Long hesitant to cross the threshold into the digital world, luxury brands have since integrated the Internet into their communication, marketing, and sales strat-egies. They are now launching advertising campaigns online, buying keywords on Google, creating event-focused mini-sites, developing iPhone applications, exploring opportunities offered by augmented reality, interacting with tens of thousands of fans on Facebook, and even opening online boutiques. From Moscow to Tokyo, passing by Shanghai, New York, and Paris, aficionados of exceptional products are ready to exercise their purchasing power on the Internet. There is definitely a market in cyber space, and online sales are going crazy. Louis Vuitton handbags can be bought like the latest Britney Spears album—with a mere click of the mouse.
Yet, a number of existential questions lurk in the minds of some luxury brand managers. Does being online denature the industry’s codes by trying to reinvent them in an invisible universe where the welcome is neither exclusive nor personalized, where leather has no smell, where products cannot be touched or tried on before being bought?
Just type the name of a luxury brand into Google, and you will get an understanding of the scale of the challenges facing a luxury brand on the web today—counterfeit items, low-end ads, heavily discounted products, among others. In cyber space, we are light years away from the prestige universe that luxury brands have taken so many years to construct.
In 2009, more than five hundred million searches for twenty-five watch brands were carried out by Internet users in the ten key export markets of the Swiss watch industry (source: WorldWatchReport 2010, an IC-Agency study). By clicking on their search results, how many web surfers looking for exceptional products will land on low-end sites where the presentation of the products is not well done or where the buying experience leaves a lot to be desired.
On the Internet, luxury brands are confronted with an environment that they must learn to control in order to be able to properly position themselves vis-à-vis these new types of players. For example, doesn’t a luxury brand endanger its image by letting its products appear at discounted prices on any given site? Doesn’t it imperil its credibility by letting some of its distributors sell its stock on auction sites such as eBay?
On April 20, 2010, the European Commission implicitly recognized the special nature of the sale of luxury products when it adopted new laws regarding competition related to the distribution of goods and services. The result of intense lobbying on the part of the luxury industry, these rules authorize goods and services companies to distribute their products only to retailers who have bricks-and-mortar stores where consumers can touch and try the items before buying.
The imposition of such conditions on their resellers should allow luxury brands to better control the sales of their products via the Internet. The regulation adopted by the European Commission—which entered into law on June 1, 2010 and will be applicable for the next twelve years—does not, however, give brands total freedom in the organization of their distribution network. It sanctions online sales and places the Internet on the same equal footing with other distribution channels. Thus, a supplier of goods and services is not permitted to limit the quantities sold on the Internet or to raise prices for products intended for online sales. From the time a supplier brings a distributor into its sales network, it cannot stop him from selling online. At the most, it can demand its distributors to use a site that meets certain pre-established standards.

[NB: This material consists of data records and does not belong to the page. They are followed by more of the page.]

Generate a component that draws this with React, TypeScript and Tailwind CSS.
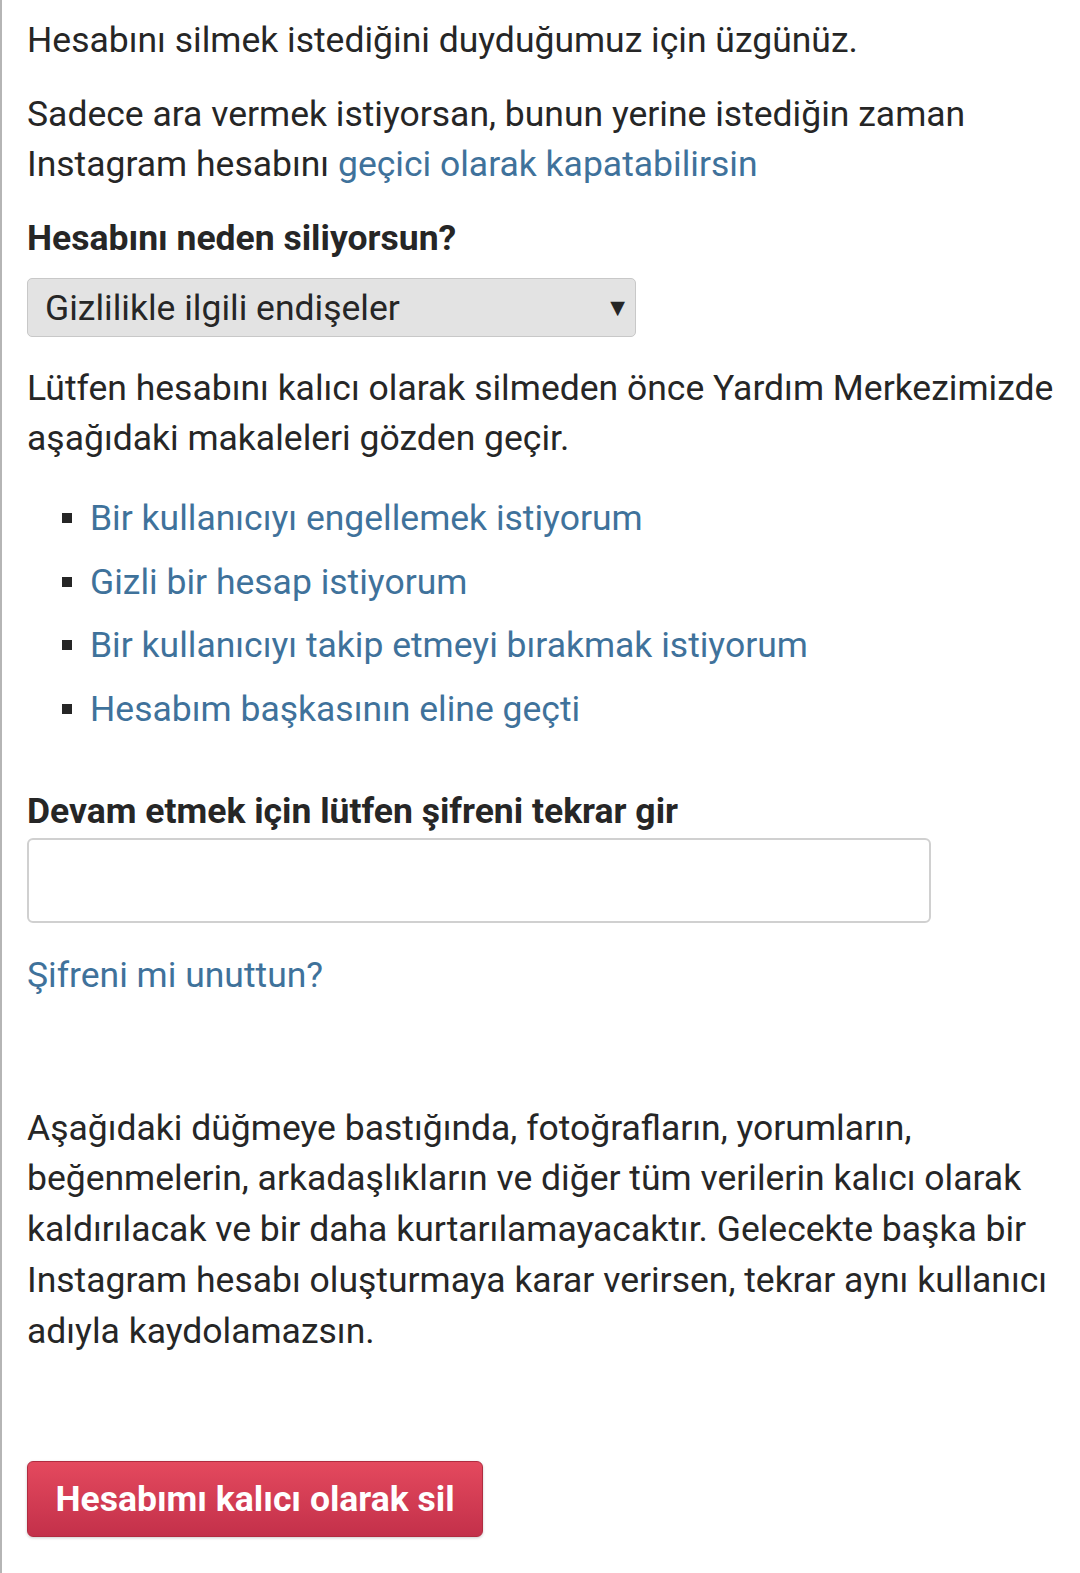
import React from 'react';

const links = [
  'Bir kullanıcıyı engellemek istiyorum',
  'Gizli bir hesap istiyorum',
  'Bir kullanıcıyı takip etmeyi bırakmak istiyorum',
  'Hesabım başkasının eline geçti',
];

export default function App() {
  return (
    <div className="min-h-[1573px] w-[1080px] bg-white border-l-2 border-[#b5b5b5] font-['Roboto',sans-serif] text-[#262626] text-[35.5px] leading-[50px]">
      <div className="pl-[25px] pr-2 pt-[15px]">
        <p>Hesabını silmek istediğini duyduğumuz için üzgünüz.</p>

        <p className="mt-[24px]">
          Sadece ara vermek istiyorsan, bunun yerine istediğin zaman
          <br />
          Instagram hesabını <a className="text-[#3f729b]">geçici olarak kapatabilirsin</a>
        </p>

        <h2 className="mt-[24px] font-bold">Hesabını neden siliyorsun?</h2>

        <div className="mt-[15px] w-[609px] h-[59px] flex items-center justify-between pl-[17px] pr-[5px] bg-[#e3e3e3] border border-[#c8c8c8] rounded-[5px]">
          <span>Gizlilikle ilgili endişeler</span>
          <span className="text-[25px]">▼</span>
        </div>

        <p className="mt-[26px]">
          Lütfen hesabını kalıcı olarak silmeden önce Yardım Merkezimizde
          <br />
          aşağıdaki makaleleri gözden geçir.
        </p>

        <ul className="mt-[30px] flex flex-col gap-[13.5px]">
          {links.map((t) => (
            <li key={t} className="flex items-center">
              <span className="ml-[35px] mr-[18px] w-[10px] h-[10px] bg-[#262626]" />
              <a className="text-[#3f729b]">{t}</a>
            </li>
          ))}
        </ul>

        <h2 className="mt-[52px] font-bold">Devam etmek için lütfen şifreni tekrar gir</h2>

        <input
          type="password"
          className="mt-[2px] block w-[904px] h-[85px] border-2 border-[#d0d0d0] rounded-[6px] bg-white"
        />

        <a className="mt-[27px] block text-[#3f729b]">Şifreni mi unuttun?</a>

        <p className="mt-[103px] leading-[50.8px]">
          Aşağıdaki düğmeye bastığında, fotoğrafların, yorumların,
          <br />
          beğenmelerin, arkadaşlıkların ve diğer tüm verilerin kalıcı olarak
          <br />
          kaldırılacak ve bir daha kurtarılamayacaktır. Gelecekte başka bir
          <br />
          Instagram hesabı oluşturmaya karar verirsen, tekrar aynı kullanıcı
          <br />
          adıyla kaydolamazsın.
        </p>

        <button className="mt-[105px] w-[456px] h-[76px] rounded-[6px] border border-[#b02c40] bg-gradient-to-b from-[#e4495e] to-[#c3304a] text-white font-bold text-[35.5px] shadow-[0_1px_3px_rgba(0,0,0,0.2)]">
          Hesabımı kalıcı olarak sil
        </button>
      </div>
    </div>
  );
}
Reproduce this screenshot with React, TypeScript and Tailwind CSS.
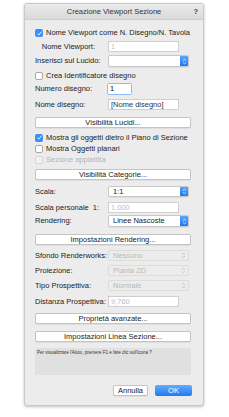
import type { ReactNode } from 'react';

const font = { fontFamily: '"Liberation Sans", Arial, sans-serif' };

function Check({ checked, disabled, children }: { checked?: boolean; disabled?: boolean; children: ReactNode }) {
  return (
    <div className="flex h-[11px] items-center gap-[3px]">
      {checked ? (
        <span className="flex h-[8px] w-[8px] items-center justify-center rounded-[2px] bg-[#3b8ef5]">
          <svg viewBox="0 0 8 8" className="h-[7px] w-[7px]">
            <path d="M1.6 4.2 L3.2 5.8 L6.4 1.8" fill="none" stroke="#fff" strokeWidth="1.1" />
          </svg>
        </span>
      ) : (
        <span
          className={`h-[8px] w-[8px] rounded-[2px] border ${disabled ? 'border-[#d6d6d6] bg-[#f3f3f3]' : 'border-[#a9a9a9] bg-white'}`}
        />
      )}
      <span className={disabled ? 'text-[#b5b5b5]' : 'text-[#222]'}>{children}</span>
    </div>
  );
}

function Label({ children, right }: { children: ReactNode; right?: boolean }) {
  return (
    <div className={`w-[73px] shrink-0 ${right ? 'pr-[13px] text-right' : ''} text-[#222]`}>{children}</div>
  );
}

function Input({ value, disabled, w = 'w-[71px]' }: { value?: string; disabled?: boolean; w?: string }) {
  return (
    <div
      className={`flex h-[11px] ${w} items-center border border-[#cfcfcf] bg-white px-[2px] ${disabled ? 'text-[#c0c0c0]' : 'text-[#333]'}`}
    >
      {value}
    </div>
  );
}

function Arrows({ color }: { color: string }) {
  return (
    <svg viewBox="0 0 6 8" className="h-[7px] w-[5px]">
      <path d="M1.2 3 L3 1.3 L4.8 3 M1.2 5 L3 6.7 L4.8 5" fill="none" stroke={color} strokeWidth="0.9" />
    </svg>
  );
}

function Select({ value, disabled, h = 'h-[12px]' }: { value?: string; disabled?: boolean; h?: string }) {
  if (disabled) {
    return (
      <div className={`flex ${h} w-[81px] items-center justify-between rounded-[2px] border border-[#dcdcdc] bg-[#ececec] pl-[4px] pr-[2px] text-[#b8b8b8]`}>
        <span>{value}</span>
        <Arrows color="#b8b8b8" />
      </div>
    );
  }
  return (
    <div className={`flex ${h} w-[81px] items-stretch overflow-hidden rounded-[2px] border border-[#c8c8c8] bg-white shadow-[0_0.5px_0.5px_rgba(0,0,0,0.12)]`}>
      <span className="flex flex-1 items-center pl-[4px] text-[#222]">{value}</span>
      <span className="flex w-[8px] items-center justify-center bg-gradient-to-b from-[#5aa5fb] to-[#1a78f2]">
        <Arrows color="#fff" />
      </span>
    </div>
  );
}

function Button({ children }: { children: ReactNode }) {
  return (
    <div className="flex h-[11px] w-[156px] items-center justify-center rounded-[2px] border border-[#c4c4c4] bg-white text-[#222] shadow-[0_0.5px_0.5px_rgba(0,0,0,0.12)]">
      {children}
    </div>
  );
}

function Row({ children, mt, h = 'h-[11px]' }: { children: ReactNode; mt: string; h?: string }) {
  return <div className={`flex ${h} ${mt} items-center`}>{children}</div>;
}

export default function App() {
  return (
    <div className="h-[417px] w-[229px] bg-white pl-[24px] pt-[3px] text-[7.5px] leading-none" style={font}>
      <div className="flex h-[403px] w-[180px] flex-col overflow-hidden rounded-[3px] border border-[#c9c9c9] bg-[#ececec] shadow-[0_1px_3px_rgba(0,0,0,0.25)]">
        <div className="relative flex h-[16px] shrink-0 items-center justify-center border-b border-[#cfcfcf] bg-gradient-to-b from-[#ebebeb] to-[#d9d9d9] text-[#333]">
          <span>Creazione Viewport Sezione</span>
          <span className="absolute right-[5px] top-[4px] font-bold text-[#444]">?</span>
        </div>

        <div className="flex flex-col pl-[10px]">
          <Row mt="mt-[7px]" h="h-[12px]">
            <Check checked>Nome Viewport come N. Disegno/N. Tavola</Check>
          </Row>
          <Row mt="mt-[2px]">
            <Label right>Nome Viewport:</Label>
            <Input value="1" disabled />
          </Row>
          <Row mt="mt-[3px]" h="h-[12px]">
            <Label>Inserisci sul Lucido:</Label>
            <Select />
          </Row>
          <Row mt="mt-[3px]" h="h-[12px]">
            <Check>Crea Identificatore disegno</Check>
          </Row>
          <Row mt="mt-[1px]" h="h-[12px]">
            <Label>Numero disegno:</Label>
            <div className="-ml-[1px] rounded-[2px] border-[1.5px] border-[#8fbaf3]">
              <div className="flex h-[10px] w-[23px] items-center bg-white px-[2px] text-[#111]">1</div>
            </div>
          </Row>
          <Row mt="mt-[4px]">
            <Label>Nome disegno:</Label>
            <Input value="[Nome disegno]" />
          </Row>
          <Row mt="mt-[7px]">
            <Button>Visibilità Lucidi...</Button>
          </Row>
          <Row mt="mt-[4px]">
            <Check checked>Mostra gli oggetti dietro il Piano di Sezione</Check>
          </Row>
          <Row mt="mt-0">
            <Check>Mostra Oggetti planari</Check>
          </Row>
          <Row mt="mt-0">
            <Check disabled>Sezione appiattita</Check>
          </Row>
          <Row mt="mt-[4px]">
            <Button>Visibilità Categorie...</Button>
          </Row>
          <Row mt="mt-[6px]">
            <Label>Scala:</Label>
            <Select value="1:1" h="h-[11px]" />
          </Row>
          <Row mt="mt-[5px]">
            <div className="flex w-[73px] shrink-0 gap-[4px] text-[#222]">
              <span>Scala personale</span>
              <span>1:</span>
            </div>
            <Input value="1,000" disabled />
          </Row>
          <Row mt="mt-[2px]" h="h-[12px]">
            <Label>Rendering:</Label>
            <Select value="Linee Nascoste" />
          </Row>
          <Row mt="mt-[7px]">
            <Button>Impostazioni Rendering...</Button>
          </Row>
          <Row mt="mt-[5px]">
            <Label>Sfondo Renderworks:</Label>
            <Select value="Nessuno" disabled h="h-[11px]" />
          </Row>
          <Row mt="mt-[4px]">
            <Label>Proiezione:</Label>
            <Select value="Pianta 2D" disabled h="h-[11px]" />
          </Row>
          <Row mt="mt-[4px]">
            <Label>Tipo Prospettiva:</Label>
            <Select value="Normale" disabled h="h-[11px]" />
          </Row>
          <Row mt="mt-[5px]">
            <Label>Distanza Prospettiva:</Label>
            <Input value="9,760" disabled />
          </Row>
          <Row mt="mt-[6px]">
            <Button>Proprietà avanzate...</Button>
          </Row>
          <Row mt="mt-[7px]">
            <Button>Impostazioni Linea Sezione...</Button>
          </Row>
          <div className="mt-[6px] h-[27px] w-[156px] rounded-[2px] bg-[#e0e0e0] px-[2px] pt-[3px] text-[4.5px] text-[#333]">
            Per visualizzare l'Aiuto, premere F1 e fare clic sull'icona ?
          </div>
          <div className="mt-[10px] flex h-[11px] w-[157px] justify-end gap-[7px]">
            <div className="flex w-[35px] items-center justify-center rounded-[2px] border border-[#c4c4c4] bg-white text-[#222] shadow-[0_0.5px_0.5px_rgba(0,0,0,0.12)]">
              Annulla
            </div>
            <div className="flex w-[37px] items-center justify-center rounded-[2px] bg-gradient-to-b from-[#63abfc] to-[#1b79f3] text-white">
              OK
            </div>
          </div>
        </div>
      </div>
    </div>
  );
}
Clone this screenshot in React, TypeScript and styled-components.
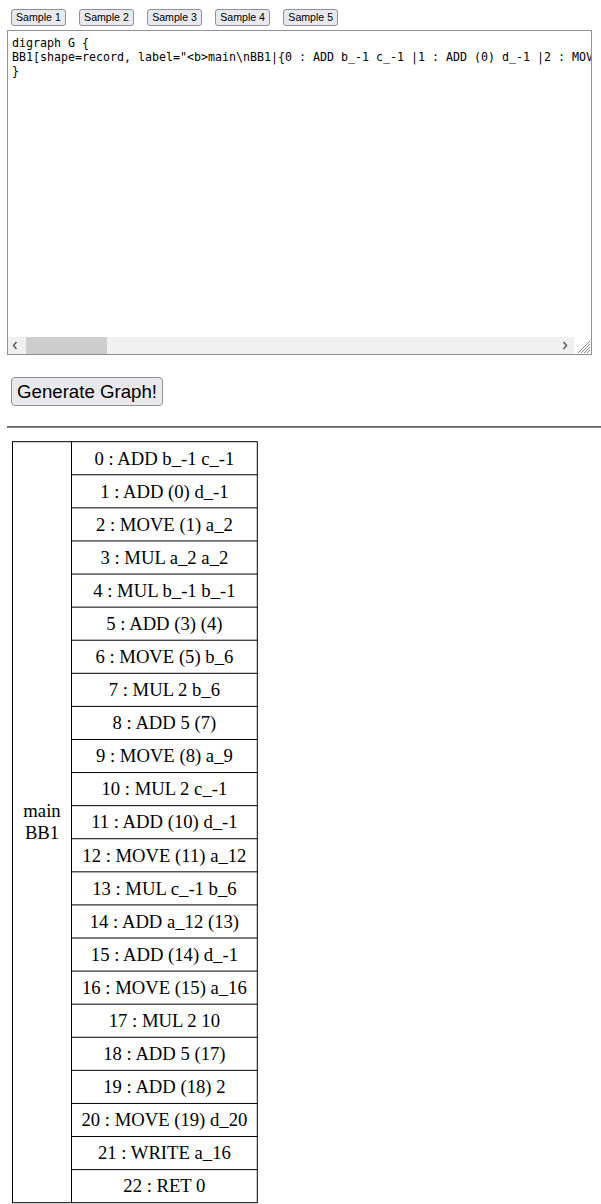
import React from "react";
import styled, { createGlobalStyle } from "styled-components";

const GlobalStyle = createGlobalStyle`
  html, body { margin: 0; padding: 0; background: #ffffff; }
  body { font-family: "Liberation Serif", serif; overflow: hidden; }
`;

const Page = styled.div`
  padding-left: 7px;
  width: 594px;
`;

const Toolbar = styled.div`
  display: flex;
  gap: 13.3px;
  padding: 9px 0 0 4px;
`;

const SampleButton = styled.button`
  font-family: "Liberation Sans", Arial, sans-serif;
  font-size: 10.6px;
  line-height: 15px;
  height: 17px;
  padding: 0 4px;
  color: #000;
  background: #e9e9ed;
  border: 1px solid #8f8f9d;
  border-radius: 3px;
  cursor: pointer;
`;

const EditorFrame = styled.div`
  margin-top: 4px;
  width: 583px;
  border: 1px solid #8f8f9d;
  display: flex;
  flex-direction: column;
  background: #fff;
`;

const Editor = styled.textarea`
  display: block;
  height: 306px;
  box-sizing: border-box;
  margin: 0;
  padding: 5px 4px 0 4px;
  border: 0;
  outline: none;
  resize: none;
  overflow: hidden;
  white-space: pre;
  font-family: "DejaVu Sans Mono", "Liberation Mono", monospace;
  font-size: 11.63px;
  line-height: 14px;
  color: #000;
  background: #fff;
`;

const ScrollBar = styled.div`
  display: flex;
  height: 17px;
`;

const ArrowButton = styled.div`
  width: 17px;
  height: 17px;
  flex: none;
  background: #f0f0f0;
  display: flex;
  align-items: center;
  justify-content: center;
`;

const Track = styled.div`
  flex: 1;
  background: #f0f0f0;
  display: flex;
  align-items: stretch;
  padding-left: 1px;
`;

const Thumb = styled.div`
  width: 81px;
  background: #cdcdcd;
`;

const Grip = styled.div`
  width: 17px;
  height: 17px;
  flex: none;
  background: #fff;
`;

const GenerateButton = styled.button`
  display: block;
  margin: 22px 0 0 4px;
  font-family: "Liberation Sans", Arial, sans-serif;
  font-size: 18.67px;
  line-height: 21px;
  padding: 3px 5px;
  color: #000;
  background: #e9e9ed;
  border: 1px solid #8f8f9d;
  border-radius: 4px;
  cursor: pointer;
`;

const Rule = styled.hr`
  margin: 20px 0 0 0;
  border: 0;
  border-top: 1px solid #5f5f5f;
  border-bottom: 1px solid #8a8a8a;
  height: 0;
`;

const GraphCanvas = styled.svg`
  display: block;
  margin-left: -7px;
`;

const instructions = [
  "0 : ADD b_-1 c_-1",
  "1 : ADD (0) d_-1",
  "2 : MOVE (1) a_2",
  "3 : MUL a_2 a_2",
  "4 : MUL b_-1 b_-1",
  "5 : ADD (3) (4)",
  "6 : MOVE (5) b_6",
  "7 : MUL 2 b_6",
  "8 : ADD 5 (7)",
  "9 : MOVE (8) a_9",
  "10 : MUL 2 c_-1",
  "11 : ADD (10) d_-1",
  "12 : MOVE (11) a_12",
  "13 : MUL c_-1 b_6",
  "14 : ADD a_12 (13)",
  "15 : ADD (14) d_-1",
  "16 : MOVE (15) a_16",
  "17 : MUL 2 10",
  "18 : ADD 5 (17)",
  "19 : ADD (18) 2",
  "20 : MOVE (19) d_20",
  "21 : WRITE a_16",
  "22 : RET 0",
];

const source =
  "digraph G {\n" +
  'BB1[shape=record, label="<b>main\\nBB1|{' +
  instructions.map((s) => s + " ").join("|") +
  '}"];\n' +
  "}";

const ChevronLeft = () => (
  <svg width="17" height="17" viewBox="0 0 17 17">
    <polyline points="8.5,5 5.5,8.5 8.5,12" fill="none" stroke="#606060" strokeWidth="1.6" />
  </svg>
);

const ChevronRight = () => (
  <svg width="17" height="17" viewBox="0 0 17 17">
    <polyline points="6.5,5 9.5,8.5 6.5,12" fill="none" stroke="#606060" strokeWidth="1.6" />
  </svg>
);

const ResizeGrip = () => (
  <svg width="17" height="17" viewBox="0 0 17 17">
    <g stroke="#8a8a8a" strokeWidth="1">
      <line x1="4" y1="16" x2="16" y2="4" />
      <line x1="7" y1="16" x2="16" y2="7" />
      <line x1="10" y1="16" x2="16" y2="10" />
      <line x1="13" y1="16" x2="16" y2="13" />
    </g>
  </svg>
);

const TOP = 13.7; // 440.7 page y minus 427 canvas top
const LEFT = 12.5;
const RIGHT = 257.3;
const DIVIDER = 71.5;
const ROW = 33.087;

const RecordNode = () => {
  const bottom = TOP + ROW * instructions.length;
  const mid = (TOP + bottom) / 2;
  return (
    <GraphCanvas width="601" height="777" viewBox="0 0 601 777">
      <g fontFamily="'Liberation Serif', 'Times New Roman', serif" fontSize="18.67" fill="#000">
        <rect x={LEFT} y={TOP} width={RIGHT - LEFT} height={bottom - TOP} fill="none" stroke="#000" strokeWidth="1" />
        <line x1={DIVIDER} y1={TOP} x2={DIVIDER} y2={bottom} stroke="#000" strokeWidth="1" />
        <text x={(LEFT + DIVIDER) / 2} y={mid - 5.6} textAnchor="middle">main</text>
        <text x={(LEFT + DIVIDER) / 2} y={mid + 16.8} textAnchor="middle">BB1</text>
        {instructions.map((ins, i) => (
          <g key={ins}>
            {i > 0 && (
              <line x1={DIVIDER} y1={TOP + ROW * i} x2={RIGHT} y2={TOP + ROW * i} stroke="#000" strokeWidth="1" />
            )}
            <text x={(DIVIDER + RIGHT) / 2} y={TOP + ROW * i + 22.8} textAnchor="middle">
              {ins}
            </text>
          </g>
        ))}
      </g>
    </GraphCanvas>
  );
};

export default function App() {
  return (
    <>
      <GlobalStyle />
      <Page>
        <Toolbar>
          {[1, 2, 3, 4, 5].map((n) => (
            <SampleButton key={n}>Sample {n}</SampleButton>
          ))}
        </Toolbar>
        <EditorFrame>
          <Editor defaultValue={source} spellCheck={false} wrap="off" />
          <ScrollBar>
            <ArrowButton>
              <ChevronLeft />
            </ArrowButton>
            <Track>
              <Thumb />
            </Track>
            <ArrowButton>
              <ChevronRight />
            </ArrowButton>
            <Grip>
              <ResizeGrip />
            </Grip>
          </ScrollBar>
        </EditorFrame>
        <GenerateButton>Generate Graph!</GenerateButton>
        <Rule />
        <RecordNode />
      </Page>
    </>
  );
}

Geographical restrictions linked to e-commerce are also regulated by the European Commission. A supplier may not require its distributors to automatically “re-route” its online clients to another site or to refuse a transaction if the credit card information of the client shows an address outside of the geographical area served by the distributor. In other words, the distributor remains free to sell to those clients who contact him by their own initiative (passive sale). Nevertheless, a distributor does not necessarily have the liberty to deliberately search for clients (active sale) that have been exclusively attributed to another distributor.
This law comes into effect at a time when more and more luxury brands are opening their own e-commerce channels, as shown by such watch brands as Rado, Longines, Bell & Ross, Cartier, and even Hermès. Very recently, the Richemont group announced the acquisition of Net-à-Porter, a British website selling luxury products online, which generated a turnover of approximately $122 million last year. Other prestigious watch brands will soon launch their own e-commerce sites, thus confirming the inevitable nature of online sales of luxury products.
The context of the new regulations implies strategic stakes for brands that will have to manage the digitalization of a part of their distribution network without absorbing the existing channels. On one hand, they must guarantee the profitability of their own e-commerce investments, while on the other hand, they must adapt their distribution agreements in order to include conditions authorizing intermediaries to sell online. Once these contracts are negotiated, it will be necessary to work with resellers and retailers in order to ensure that they offer their clients a buying experience and after-sales service that are of irreproachable quality.
Luxury brands have the means necessary to successfully negotiate the e-commerce bend and to create buying experiences that represent their philosophy on and offline. It is incumbent upon them to create a value chain between themselves and the final consumer and to offer these clients the luxury of interacting with the brand’s universe when they want, where they want, from any computer, anywhere in the world.